Huelga
de funcionarios
Los funcionarios están en pie de guerra. El
jueves de la semana pasada se pusieron en huelga. La verdad es que no es para
menos, un año más van a perder poder adquisitivo al no tener cláusula de
revisión salarial que compense la desviación de la inflación; pero lo que es
aún más grave, todo indica que también el próximo ejercicio perderán poder
adquisitivo, al establecer el gobierno una previsión de precios absolutamente
ilusoria, y que será la que se utilice para actualizar sus retribuciones.
El gobierno hace trampas de nuevo, sabe que
sus ingresos se incrementarán de acuerdo con la inflación real y, sin embargo,
aumenta los sueldos de los empleados públicos en un 2%, porcentaje a todas
luces inferior. Hace trampas incluso con los pensionistas, cuando califica de
paga extraordinaria lo que en realidad son sólo atrasos, devolverles lo que se
les ha escamoteado a lo largo del año.
Siempre que los empleados públicos plantean
reivindicaciones, no faltan voces en los medios de comunicación que, bien sea
por defender al gobierno, o por atacar a lo público, sacan a colación su
situación privilegiada. Se aduce que gozan de una estabilidad en el empleo de
la que carece el resto de los trabajadores. Habría que contestar en primer
lugar que la anomalía no radica en que los funcionarios gocen de estabilidad,
sino en que otros muchos trabajadores carezcan de ella. De tal modo nos hemos
acostumbrado a la precariedad que consideramos un privilegio lo que debería ser
un derecho de todos los trabajadores.
Pero es que, además, la estabilidad en el
empleo de los funcionarios es ante todo una garantía para los administrados;
garantía de objetividad e independencia, garantía de que la administración
pública no está sometida a los intereses parciales y partidistas de los
respectivos gobiernos.

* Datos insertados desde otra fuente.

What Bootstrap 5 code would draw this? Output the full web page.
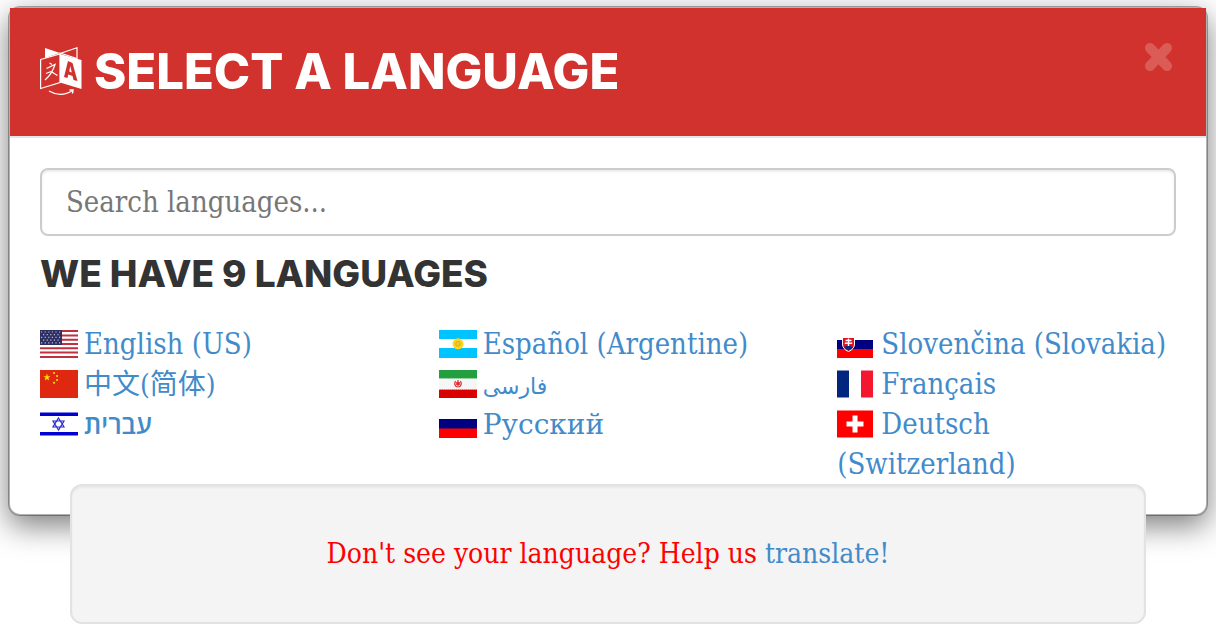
<!DOCTYPE html>
<html lang="en">
<head>
<meta charset="utf-8">
<meta name="viewport" content="width=device-width, initial-scale=1">
<title>Select a language</title>
<link rel="stylesheet" href="https://cdn.jsdelivr.net/npm/bootstrap@5.3.0/dist/css/bootstrap.min.css">
<style>
  body { font-family: "DejaVu Serif Condensed", "DejaVu Serif", "Noto Sans CJK SC", serif; font-size: 28px; line-height: 40px; color: #333; background: #fff; }
  .lang-dialog { margin: 6px 8px 0; }
  .lang-panel { border: 2px solid rgba(0,0,0,.3); border-radius: 12px; background: #fff; background-clip: padding-box; box-shadow: 0 10px 30px rgba(0,0,0,.5); }
  .lang-header { background: #d2322d; border-bottom: 2px solid #e5e5e5; padding: 30px; }
  .lang-title, .lang-count { font-family: Inter, sans-serif; font-weight: 800; text-transform: uppercase; margin: 0; }
  .lang-title { font-size: 49px; line-height: 68px; color: #fff; gap: 12px; }
  .lang-close { border: 0; background: none; padding: 4px 3px; line-height: 0; opacity: .2; }
  .lang-body { padding: 30px; }
  .lang-search { font-size: 29px; line-height: 40px; padding: 12px 24px; border: 2px solid #ccc; border-radius: 8px; box-shadow: inset 0 2px 2px rgba(0,0,0,.075); color: #555; }
  .lang-search::placeholder { color: #777; }
  .lang-count { font-size: 37px; line-height: 40px; margin: 18px 0 30px; }
  .lang-columns { --bs-gutter-x: 60px; font-size: 29px; }
  .lang-columns li { line-height: 40px; }
  .lang-columns svg { width: 38px; height: 28px; margin-right: 6px; vertical-align: -4px; }
  .lang-columns a, .lang-help a { color: #428bca; text-decoration: none; }
  .lang-columns a:lang(zh) { font-size: 28px; line-height: 1; }
  .lang-columns a:lang(fa) { font-family: "DejaVu Sans", sans-serif; font-size: 22px; line-height: 1; }
  .lang-columns a:lang(he) { font-family: "Open Sans", "DejaVu Sans", sans-serif; font-size: 26px; font-weight: 600; line-height: 1; }
  .lang-columns a:lang(ru) { font-family: "DejaVu Serif", serif; font-size: 28px; line-height: 1; }
  .lang-help { margin: -32px 62px 12px; padding: 48px 38px; background: #f4f4f4; border: 2px solid #e2e2e2; border-radius: 12px; box-shadow: inset 0 2px 2px rgba(0,0,0,.05); color: #f00; }
</style>
</head>
<body>
<main class="lang-dialog" role="dialog" aria-labelledby="dialog-title">
  <div class="lang-panel">
    <header class="lang-header d-flex justify-content-between align-items-start">
      <h1 class="lang-title d-flex align-items-center" id="dialog-title">
        <svg width="42" height="50" viewBox="0 0 42 50" fill="none" stroke="#fff" aria-hidden="true">
          <path d="M5 1L20 6L5 11Z" fill="#fff" stroke="none"/>
          <path d="M20 6.500L37 .8V11.500L20 6Z" stroke-width="1.200"/>
          <path d="M.6 12.500L20 7V35.500L.6 41.500Z" stroke-width="1.200"/>
          <path fill-rule="evenodd" d="M20 7L41.500 13V42L20 35.500ZM28 14L24 30L27.500 31L28.300 27.500L32.500 29L33.500 33L37.500 34L32.500 16ZM30.300 19L31.800 25.500L29.200 24.500Z" fill="#fff" stroke="none"/>
          <path d="M9.500 16L12 17.500M6.500 21.500L15 17.500Q12 27 5 33M6 26.500L11 24.500M11 24.500L17.500 28.500" stroke-width="1.200"/>
          <path d="M9 44Q21 51 32.500 43.500M29.500 43L33 43L32.500 46.500" stroke-width="1.400"/>
        </svg>
        <span>Select a language</span>
      </h1>
      <button class="lang-close" type="button" aria-label="Close">
        <svg width="28" height="30" viewBox="0 0 28 30"><path d="M5 6L22 24M22 6L5 24" stroke="#fff" stroke-width="10" stroke-linecap="round"/></svg>
      </button>
    </header>
    <div class="lang-body">
      <input class="form-control lang-search" type="text" placeholder="Search languages..." aria-label="Search languages">
      <h2 class="lang-count">We have 9 languages</h2>
      <div class="row row-cols-3 lang-columns">
        <ul class="list-unstyled col mb-0">
          <li><svg viewBox="0 0 38 28" aria-hidden="true"><path fill="#fff" d="M0 0H38V28H0Z"/><path stroke="#bf3040" stroke-width="2" d="M0 1H38M0 5.500H38M0 9.700H38M0 14H38M0 18.300H38M0 22.500H38M0 27H38"/><path fill="#2d2f62" d="M0 0H22V15H0Z"/><path stroke="#b9bcd2" stroke-width="1.200" stroke-dasharray="1.200 2.400" d="M1 2H21M3 4.700H21M1 7.400H21M3 10.100H21M1 12.800H21"/></svg><a href="#en">English (US)</a></li>
          <li><svg viewBox="0 0 38 28" aria-hidden="true"><path fill="#de2910" d="M0 0H38V28H0Z"/><path fill="#ffde00" d="M7 3.500L7.900 6.200H10.600L8.400 7.800L9.200 10.500L7 8.900L4.800 10.500L5.600 7.800L3.400 6.200H6.100Z"/><path stroke="#ffde00" stroke-width="2" stroke-linecap="round" d="M14 3h.1M17 6h.1M17 10h.1M14 12.700h.1"/></svg><a href="#zh" lang="zh">中文(简体)</a></li>
          <li><svg viewBox="0 0 38 28" aria-hidden="true"><path fill="#fff" d="M0 2H38V26H0Z"/><path stroke="#0000d0" stroke-width="3.500" d="M0 4.300H38M0 23.700H38"/><path fill="none" stroke="#2a2acb" stroke-width="1.200" d="M18.500 8L24 17H13ZM18.500 20L13 11H24Z"/></svg><a href="#he" lang="he">עברית</a></li>
        </ul>
        <ul class="list-unstyled col mb-0">
          <li><svg viewBox="0 0 38 28" aria-hidden="true"><path fill="#fff" d="M0 0H38V28H0Z"/><path fill="#00c4ff" d="M0 0H38V9H0ZM0 18H38V28H0Z"/><circle cx="19" cy="13.800" r="5.500" fill="#ffd51c"/><circle cx="19" cy="13.800" r="2.500" fill="#f4c430" stroke="#c99d18" stroke-width=".6"/></svg><a href="#es">Español (Argentine)</a></li>
          <li><svg viewBox="0 0 38 28" aria-hidden="true"><path fill="#f6f6f6" d="M0 0H38V28H0Z"/><path fill="#239f40" d="M0 0H38V8.500H0Z"/><path fill="#da0000" d="M0 19.500H38V28H0Z"/><path stroke="#a6d5b0" stroke-dasharray="1 1" d="M0 8.500H38"/><path stroke="#eea0a0" stroke-dasharray="1 1" d="M0 19.500H38"/><path fill="none" stroke="#dc3030" stroke-width="1.200" d="M19 10V17.500M16.500 11Q14.500 15 18 17M21.500 11Q23.500 15 20 17M17.800 12V15M20.200 12V15"/></svg><a href="#fa" lang="fa">فارسی</a></li>
          <li><svg viewBox="0 0 38 28" aria-hidden="true"><path fill="#fff" d="M0 0H38V10H0Z"/><path fill="#000080" d="M0 9H38V19H0Z"/><path fill="#f00" d="M0 18.500H38V28H0Z"/></svg><a href="#ru" lang="ru">Русский</a></li>
        </ul>
        <ul class="list-unstyled col mb-0">
          <li class="text-nowrap"><svg viewBox="0 0 38 28" aria-hidden="true"><path fill="#fff" d="M0 0H36V10H0Z"/><path fill="#000080" d="M0 10H36V19H0Z"/><path fill="#f00" d="M0 19H36V28H0Z"/><path fill="#e01020" stroke="#fff" d="M5.500 7.500H17.500V14Q17.500 19 11.500 21.500Q5.500 19 5.500 14Z"/><path fill="#0b2a80" d="M7 17.500Q9 15 11.500 16Q14 15 16 17.500L11.500 20.500Z"/><path stroke="#fff" stroke-width="1.400" d="M11.500 8.500V16M8.500 10.500H14.500M7.800 13.300H15.200"/></svg><a href="#sk">Slovenčina (Slovakia)</a></li>
          <li><svg viewBox="0 0 38 28" aria-hidden="true"><path fill="#fff" d="M0 0H36V28H0Z"/><path fill="#00267f" d="M0 .5H12V27.500H0Z"/><path fill="#f31830" d="M24 .5H36V27.500H24Z"/></svg><a href="#fr">Français</a></li>
          <li><svg viewBox="0 0 38 28" aria-hidden="true"><path fill="#f00" d="M0 .5H36V27.500H0Z"/><path fill="#fff" d="M15.500 5.500H20.500V11.500H26.500V16.500H20.500V22.500H15.500V16.500H9.500V11.500H15.500Z"/></svg><a href="#de">Deutsch <br>(Switzerland)</a></li>
        </ul>
      </div>
    </div>
  </div>
  <p class="lang-help position-relative text-center">Don't see your language? Help us <a href="#translate">translate!</a></p>
</main>
<script src="https://cdn.jsdelivr.net/npm/bootstrap@5.3.0/dist/js/bootstrap.bundle.min.js"></script>
</body>
</html>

La posibilidad de ser despedidos arbitrariamente crearía
en los empleados públicos una situación de dependencia que les haría totalmente
vulnerables a las presiones políticas. Aun está presente en nuestra memoria
aquella administración de la Restauración, que con la figura del cesante
constituía el botín del partido de turno.
La situación actual, no obstante, dista
mucho de ser ideal. Poco a poco se han ido adoptando distintas medidas que han
incrementado la indefensión de los empleados públicos frente a las presiones
políticas. Muchos puestos de trabajo son aún de libre designación y lo que es
aún peor de libre remoción, lo que constituye un riesgo permanente y por ende
una tentación de que el empleado público se pliegue servilmente en su cometido
a los intereses partidistas, tanto más cuanto que el actual sistema retributivo
ha creado una gran disparidad en las retribuciones de los puestos de trabajo
que puede ocupar un mismo colectivo de funcionarios. La movilidad geográfica y
funcional pueden ser también un instrumento de
chantaje y de presión política.
Existe además en la sociedad una visión
simplona de la función pública. Muchos ciudadanos continúan identificando al
funcionario con el burócrata que detrás de una ventanilla les dice vuelva
usted mañana. Olvidan que hoy la función pública está formada en gran
mayoría por colectivos que nada tienen que ver con trabajos de oficina:
policías, médicos, maestros, bomberos, carteros, etc.
Un deterioro de la administración
repercutirá negativamente, en primer lugar, sí, sobre los funcionarios y demás
empleados públicos que ven cómo año tras año sus retribuciones se reducen en
términos reales, pero en segundo lugar, también sobre todos los ciudadanos, al
empeorar y deteriorarse los servicios públicos.